-- Begin Material for this task --
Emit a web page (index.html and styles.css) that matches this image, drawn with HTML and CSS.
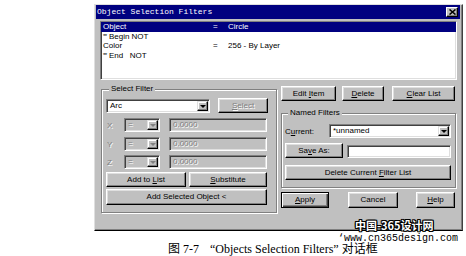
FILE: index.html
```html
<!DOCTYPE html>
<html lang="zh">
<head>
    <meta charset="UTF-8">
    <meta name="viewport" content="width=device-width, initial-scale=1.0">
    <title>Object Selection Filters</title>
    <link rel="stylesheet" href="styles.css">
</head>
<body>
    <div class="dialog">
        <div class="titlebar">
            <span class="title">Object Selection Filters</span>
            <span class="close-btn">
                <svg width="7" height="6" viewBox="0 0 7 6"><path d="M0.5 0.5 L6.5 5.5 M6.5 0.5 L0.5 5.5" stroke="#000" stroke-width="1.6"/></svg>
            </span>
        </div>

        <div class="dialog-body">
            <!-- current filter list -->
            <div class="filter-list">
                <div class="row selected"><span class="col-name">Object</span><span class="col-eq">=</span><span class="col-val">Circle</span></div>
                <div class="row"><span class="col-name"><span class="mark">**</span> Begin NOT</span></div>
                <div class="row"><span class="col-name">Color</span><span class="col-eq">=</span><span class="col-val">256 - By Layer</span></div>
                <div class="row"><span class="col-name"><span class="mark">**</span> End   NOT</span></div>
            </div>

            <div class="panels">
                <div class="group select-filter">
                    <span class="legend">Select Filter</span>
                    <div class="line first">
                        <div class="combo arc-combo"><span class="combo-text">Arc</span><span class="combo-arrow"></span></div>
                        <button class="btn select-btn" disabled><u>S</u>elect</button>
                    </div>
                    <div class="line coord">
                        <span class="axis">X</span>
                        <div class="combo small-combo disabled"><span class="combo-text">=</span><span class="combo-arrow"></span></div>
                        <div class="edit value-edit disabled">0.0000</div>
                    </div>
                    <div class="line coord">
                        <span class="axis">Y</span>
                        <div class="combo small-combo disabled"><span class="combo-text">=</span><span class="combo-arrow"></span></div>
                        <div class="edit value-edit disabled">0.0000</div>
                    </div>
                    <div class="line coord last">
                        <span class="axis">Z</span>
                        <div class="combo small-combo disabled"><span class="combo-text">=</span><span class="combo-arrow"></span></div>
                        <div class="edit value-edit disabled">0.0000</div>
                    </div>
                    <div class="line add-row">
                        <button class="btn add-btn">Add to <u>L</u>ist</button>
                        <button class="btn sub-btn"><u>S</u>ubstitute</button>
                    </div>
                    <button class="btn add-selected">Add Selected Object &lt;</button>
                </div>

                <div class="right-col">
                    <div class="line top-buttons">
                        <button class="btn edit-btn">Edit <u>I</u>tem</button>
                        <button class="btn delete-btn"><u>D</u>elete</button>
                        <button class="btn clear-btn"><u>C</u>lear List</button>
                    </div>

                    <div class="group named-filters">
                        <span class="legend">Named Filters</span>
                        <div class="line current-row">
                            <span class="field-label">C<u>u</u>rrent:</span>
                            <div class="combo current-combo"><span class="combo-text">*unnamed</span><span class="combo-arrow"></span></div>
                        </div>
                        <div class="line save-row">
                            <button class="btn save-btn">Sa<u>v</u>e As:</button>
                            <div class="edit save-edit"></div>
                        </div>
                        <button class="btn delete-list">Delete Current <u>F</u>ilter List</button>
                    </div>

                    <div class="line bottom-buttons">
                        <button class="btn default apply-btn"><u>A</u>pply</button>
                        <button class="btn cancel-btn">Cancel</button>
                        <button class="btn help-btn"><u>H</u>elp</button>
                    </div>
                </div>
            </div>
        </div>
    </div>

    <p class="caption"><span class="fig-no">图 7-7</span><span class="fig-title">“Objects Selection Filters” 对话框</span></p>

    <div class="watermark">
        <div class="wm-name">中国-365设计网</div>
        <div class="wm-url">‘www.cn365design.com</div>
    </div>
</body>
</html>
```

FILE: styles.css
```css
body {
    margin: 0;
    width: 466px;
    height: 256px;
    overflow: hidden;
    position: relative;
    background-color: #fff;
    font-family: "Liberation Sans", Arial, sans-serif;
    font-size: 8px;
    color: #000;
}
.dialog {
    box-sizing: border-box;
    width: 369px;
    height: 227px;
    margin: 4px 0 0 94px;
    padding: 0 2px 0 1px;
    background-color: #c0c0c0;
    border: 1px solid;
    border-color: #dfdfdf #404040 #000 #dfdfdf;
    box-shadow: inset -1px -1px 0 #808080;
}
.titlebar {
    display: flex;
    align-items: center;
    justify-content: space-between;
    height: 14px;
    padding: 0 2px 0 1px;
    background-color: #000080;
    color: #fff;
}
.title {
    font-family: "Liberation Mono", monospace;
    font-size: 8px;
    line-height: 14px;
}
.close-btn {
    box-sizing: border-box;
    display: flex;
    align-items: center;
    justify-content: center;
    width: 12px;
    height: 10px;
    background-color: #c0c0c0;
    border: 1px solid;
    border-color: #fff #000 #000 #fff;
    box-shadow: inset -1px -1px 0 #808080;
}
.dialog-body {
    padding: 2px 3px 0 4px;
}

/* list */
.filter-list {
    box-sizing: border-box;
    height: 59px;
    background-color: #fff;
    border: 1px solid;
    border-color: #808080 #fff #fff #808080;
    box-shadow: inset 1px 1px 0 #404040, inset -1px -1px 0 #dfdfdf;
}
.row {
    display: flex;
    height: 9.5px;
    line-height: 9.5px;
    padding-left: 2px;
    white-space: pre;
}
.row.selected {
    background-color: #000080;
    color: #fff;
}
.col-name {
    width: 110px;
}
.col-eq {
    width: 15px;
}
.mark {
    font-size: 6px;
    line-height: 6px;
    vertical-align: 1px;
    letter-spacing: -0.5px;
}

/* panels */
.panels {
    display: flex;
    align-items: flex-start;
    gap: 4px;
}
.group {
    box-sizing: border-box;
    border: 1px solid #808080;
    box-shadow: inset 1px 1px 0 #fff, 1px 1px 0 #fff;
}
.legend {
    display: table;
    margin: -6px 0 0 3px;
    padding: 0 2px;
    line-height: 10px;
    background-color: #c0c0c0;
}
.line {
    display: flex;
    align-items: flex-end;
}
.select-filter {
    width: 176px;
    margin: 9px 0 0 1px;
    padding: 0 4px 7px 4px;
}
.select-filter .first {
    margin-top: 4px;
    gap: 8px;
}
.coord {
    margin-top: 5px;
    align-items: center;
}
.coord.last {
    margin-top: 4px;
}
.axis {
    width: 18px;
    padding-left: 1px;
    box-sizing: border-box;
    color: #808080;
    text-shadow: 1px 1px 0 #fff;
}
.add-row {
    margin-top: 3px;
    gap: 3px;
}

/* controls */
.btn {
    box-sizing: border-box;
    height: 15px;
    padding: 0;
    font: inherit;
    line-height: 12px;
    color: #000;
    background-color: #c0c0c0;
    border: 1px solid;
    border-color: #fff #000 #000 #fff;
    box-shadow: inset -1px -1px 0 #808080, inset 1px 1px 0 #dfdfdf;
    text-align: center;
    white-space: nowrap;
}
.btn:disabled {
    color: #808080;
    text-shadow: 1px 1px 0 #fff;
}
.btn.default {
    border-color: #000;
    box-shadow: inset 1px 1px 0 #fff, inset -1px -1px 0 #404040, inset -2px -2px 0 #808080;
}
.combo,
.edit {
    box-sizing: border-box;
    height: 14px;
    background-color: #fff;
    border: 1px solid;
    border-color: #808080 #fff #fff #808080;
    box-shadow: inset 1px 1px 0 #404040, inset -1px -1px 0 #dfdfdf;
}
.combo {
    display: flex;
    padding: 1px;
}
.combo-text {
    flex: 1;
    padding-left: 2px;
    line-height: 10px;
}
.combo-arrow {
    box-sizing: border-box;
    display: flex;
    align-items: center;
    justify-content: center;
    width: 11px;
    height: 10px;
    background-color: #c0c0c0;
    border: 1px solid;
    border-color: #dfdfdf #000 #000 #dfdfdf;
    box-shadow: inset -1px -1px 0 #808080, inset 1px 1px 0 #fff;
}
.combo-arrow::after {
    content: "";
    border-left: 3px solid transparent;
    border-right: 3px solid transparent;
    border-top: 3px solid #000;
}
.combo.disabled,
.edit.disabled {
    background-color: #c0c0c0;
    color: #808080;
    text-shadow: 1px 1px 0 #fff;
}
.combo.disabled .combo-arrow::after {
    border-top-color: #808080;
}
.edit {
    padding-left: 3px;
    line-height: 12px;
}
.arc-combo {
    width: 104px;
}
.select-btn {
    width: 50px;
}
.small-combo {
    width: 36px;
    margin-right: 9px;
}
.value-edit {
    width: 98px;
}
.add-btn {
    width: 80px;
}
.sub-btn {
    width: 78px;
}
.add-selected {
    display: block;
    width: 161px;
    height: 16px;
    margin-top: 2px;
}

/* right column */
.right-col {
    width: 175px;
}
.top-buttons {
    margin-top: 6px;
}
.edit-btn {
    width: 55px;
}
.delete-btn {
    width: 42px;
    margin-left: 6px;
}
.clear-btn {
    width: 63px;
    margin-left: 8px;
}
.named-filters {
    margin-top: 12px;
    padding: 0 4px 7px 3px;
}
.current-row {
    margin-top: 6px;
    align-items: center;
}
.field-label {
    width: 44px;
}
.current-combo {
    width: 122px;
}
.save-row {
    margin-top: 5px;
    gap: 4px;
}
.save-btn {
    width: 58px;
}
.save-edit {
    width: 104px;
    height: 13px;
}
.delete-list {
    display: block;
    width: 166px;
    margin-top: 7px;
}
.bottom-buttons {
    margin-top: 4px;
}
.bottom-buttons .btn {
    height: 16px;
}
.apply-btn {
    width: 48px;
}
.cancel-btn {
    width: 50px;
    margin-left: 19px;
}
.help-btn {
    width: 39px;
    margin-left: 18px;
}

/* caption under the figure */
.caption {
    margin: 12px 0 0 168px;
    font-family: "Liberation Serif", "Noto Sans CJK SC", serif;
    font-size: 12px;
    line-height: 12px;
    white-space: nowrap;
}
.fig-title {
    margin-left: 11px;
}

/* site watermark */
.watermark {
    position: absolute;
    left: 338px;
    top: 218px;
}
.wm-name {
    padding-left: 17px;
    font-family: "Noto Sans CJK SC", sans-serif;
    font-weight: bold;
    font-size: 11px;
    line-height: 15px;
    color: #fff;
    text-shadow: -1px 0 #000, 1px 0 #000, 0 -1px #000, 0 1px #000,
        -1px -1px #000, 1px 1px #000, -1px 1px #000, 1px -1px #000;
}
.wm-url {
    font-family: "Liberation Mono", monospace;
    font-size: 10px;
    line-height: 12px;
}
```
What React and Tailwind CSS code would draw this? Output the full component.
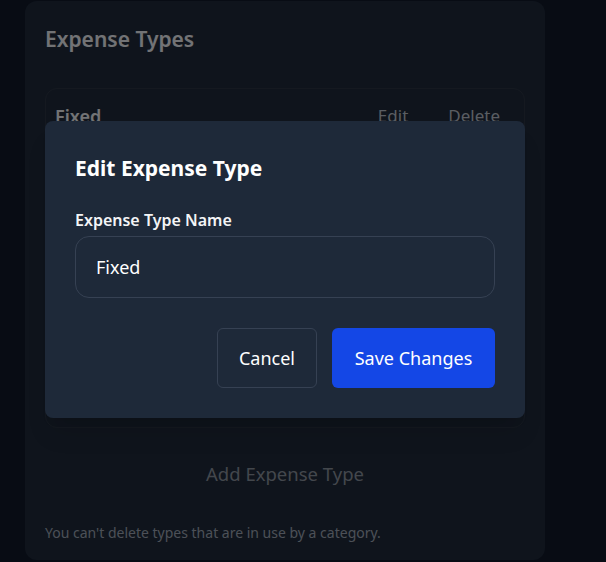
-- End Material for this task --
(Work to be completed):
Copy out each line that contains the word "styles".

(Exercise output):
Emit a web page (index.html and styles.css) that matches this image, drawn with HTML and CSS.
    <link rel="stylesheet" href="styles.css">
FILE: styles.css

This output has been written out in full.